Exercise details:
In your copy, include every line of the listing below exactly but none of the pictures.

Raw data:
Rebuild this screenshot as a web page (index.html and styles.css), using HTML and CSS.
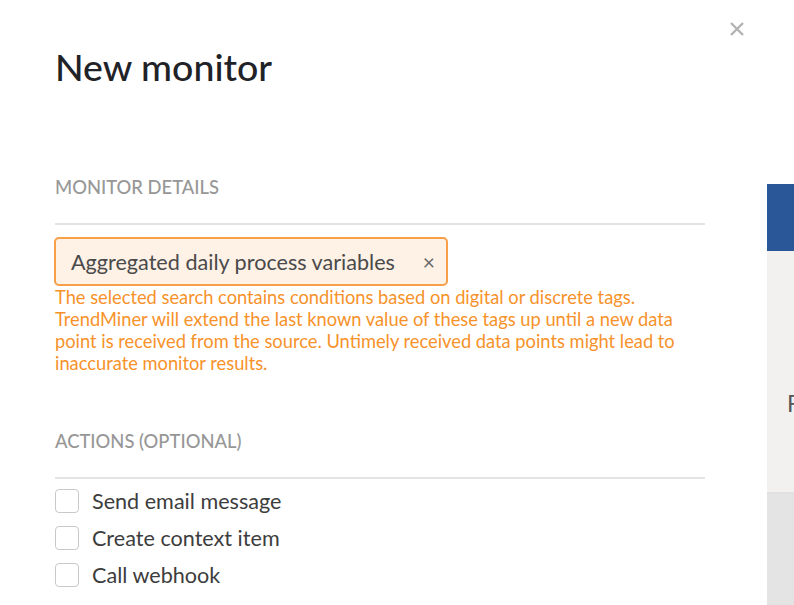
FILE: index.html
```html
<!DOCTYPE html>
<html>
<head>
<meta charset="utf-8">
<link rel="stylesheet" href="styles.css">
</head>
<body>
<div class="page">
  <div class="modal">
    <button class="close" aria-label="Close">
      <svg width="16" height="16" viewBox="0 0 16 16"><path d="M2 2L14 14M14 2L2 14" stroke="#b3b3b3" stroke-width="2.4"/></svg>
    </button>
    <h1 class="title">New monitor</h1>
    <section class="section details">
      <h2 class="section-title">MONITOR DETAILS</h2>
      <div class="tag">
        <span class="tag-label">Aggregated daily process variables</span>
        <span class="tag-x">×</span>
      </div>
      <p class="warning">The selected search contains conditions based on digital or discrete tags. TrendMiner will extend the last known value of these tags up until a new data point is received from the source. Untimely received data points might lead to inaccurate monitor results.</p>
    </section>
    <section class="section actions">
      <h2 class="section-title">ACTIONS (OPTIONAL)</h2>
      <ul class="checks">
        <li class="check"><span class="box"></span>Send email message</li>
        <li class="check"><span class="box"></span>Create context item</li>
        <li class="check"><span class="box"></span>Call webhook</li>
      </ul>
    </section>
  </div>
  <aside class="side">
    <div class="side-bar"></div>
    <div class="side-body"><span class="side-text">F</span></div>
    <div class="side-foot"></div>
  </aside>
</div>
</body>
</html>
```
FILE: styles.css
```css
* { box-sizing: border-box; }
html, body { margin: 0; padding: 0; background: #fff; }
body { font-family: Lato, "Open Sans", sans-serif; color: #333; width: 794px; height: 605px; overflow: hidden; }
.page { display: flex; height: 605px; }
.modal { position: relative; width: 767px; padding: 43px 62px 0 55px; }
.close { position: absolute; top: 21px; left: 729px; width: 16px; height: 16px; padding: 0; border: 0; background: none; }
.close svg { display: block; }
.title { margin: 0; font-size: 37.5px; font-weight: 500; line-height: 48px; color: #1f2328; }
.section-title { margin: 0; font-size: 18.4px; font-weight: 500; color: #979797; line-height: 22px; padding-bottom: 25px; border-bottom: 2px solid #e3e3e3; }
.details { margin-top: 85px; }
.tag { display: flex; align-items: center; justify-content: space-between; width: 394px; height: 49px; margin: 12px 0 0 -1px; padding: 0 11px 0 15px; background: #fef1e6; border: 2px solid #f8a049; border-radius: 5px; }
.tag-label { font-size: 21.6px; color: #4a4a4a; }
.tag-x { font-size: 21px; color: #6a6a6a; }
.warning { margin: 0; font-size: 18.3px; line-height: 22px; color: #f7922a; }
.actions { margin-top: 56px; }
.checks { list-style: none; margin: 3px 0 0; padding: 0; }
.check { display: flex; align-items: center; height: 37px; font-size: 21.6px; color: #3d3d3d; }
.box { width: 24px; height: 24px; border: 1.5px solid #c9c9c9; border-radius: 4px; margin-right: 13px; }
.side { width: 27px; display: flex; flex-direction: column; padding-top: 184px; }
.side-bar { height: 67px; background: #2a5797; }
.side-body { height: 243px; background: #f2f1f0; border-bottom: 2px solid #e0e0e0; padding: 138px 0 0 20px; }
.side-text { font-size: 23px; color: #555; }
.side-foot { flex: 1; background: #e4e4e4; }
```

Answer in full:
Rebuild this screenshot as a web page (index.html and styles.css), using HTML and CSS.
FILE: index.html
```html
<!DOCTYPE html>
<html>
<head>
<meta charset="utf-8">
<link rel="stylesheet" href="styles.css">
</head>
<body>
<div class="page">
  <div class="modal">
    <button class="close" aria-label="Close">
      <svg width="16" height="16" viewBox="0 0 16 16"><path d="M2 2L14 14M14 2L2 14" stroke="#b3b3b3" stroke-width="2.4"/></svg>
    </button>
    <h1 class="title">New monitor</h1>
    <section class="section details">
      <h2 class="section-title">MONITOR DETAILS</h2>
      <div class="tag">
        <span class="tag-label">Aggregated daily process variables</span>
        <span class="tag-x">×</span>
      </div>
      <p class="warning">The selected search contains conditions based on digital or discrete tags. TrendMiner will extend the last known value of these tags up until a new data point is received from the source. Untimely received data points might lead to inaccurate monitor results.</p>
    </section>
    <section class="section actions">
      <h2 class="section-title">ACTIONS (OPTIONAL)</h2>
      <ul class="checks">
        <li class="check"><span class="box"></span>Send email message</li>
        <li class="check"><span class="box"></span>Create context item</li>
        <li class="check"><span class="box"></span>Call webhook</li>
      </ul>
    </section>
  </div>
  <aside class="side">
    <div class="side-bar"></div>
    <div class="side-body"><span class="side-text">F</span></div>
    <div class="side-foot"></div>
  </aside>
</div>
</body>
</html>
```
FILE: styles.css
```css
* { box-sizing: border-box; }
html, body { margin: 0; padding: 0; background: #fff; }
body { font-family: Lato, "Open Sans", sans-serif; color: #333; width: 794px; height: 605px; overflow: hidden; }
.page { display: flex; height: 605px; }
.modal { position: relative; width: 767px; padding: 43px 62px 0 55px; }
.close { position: absolute; top: 21px; left: 729px; width: 16px; height: 16px; padding: 0; border: 0; background: none; }
.close svg { display: block; }
.title { margin: 0; font-size: 37.5px; font-weight: 500; line-height: 48px; color: #1f2328; }
.section-title { margin: 0; font-size: 18.4px; font-weight: 500; color: #979797; line-height: 22px; padding-bottom: 25px; border-bottom: 2px solid #e3e3e3; }
.details { margin-top: 85px; }
.tag { display: flex; align-items: center; justify-content: space-between; width: 394px; height: 49px; margin: 12px 0 0 -1px; padding: 0 11px 0 15px; background: #fef1e6; border: 2px solid #f8a049; border-radius: 5px; }
.tag-label { font-size: 21.6px; color: #4a4a4a; }
.tag-x { font-size: 21px; color: #6a6a6a; }
.warning { margin: 0; font-size: 18.3px; line-height: 22px; color: #f7922a; }
.actions { margin-top: 56px; }
.checks { list-style: none; margin: 3px 0 0; padding: 0; }
.check { display: flex; align-items: center; height: 37px; font-size: 21.6px; color: #3d3d3d; }
.box { width: 24px; height: 24px; border: 1.5px solid #c9c9c9; border-radius: 4px; margin-right: 13px; }
.side { width: 27px; display: flex; flex-direction: column; padding-top: 184px; }
.side-bar { height: 67px; background: #2a5797; }
.side-body { height: 243px; background: #f2f1f0; border-bottom: 2px solid #e0e0e0; padding: 138px 0 0 20px; }
.side-text { font-size: 23px; color: #555; }
.side-foot { flex: 1; background: #e4e4e4; }
```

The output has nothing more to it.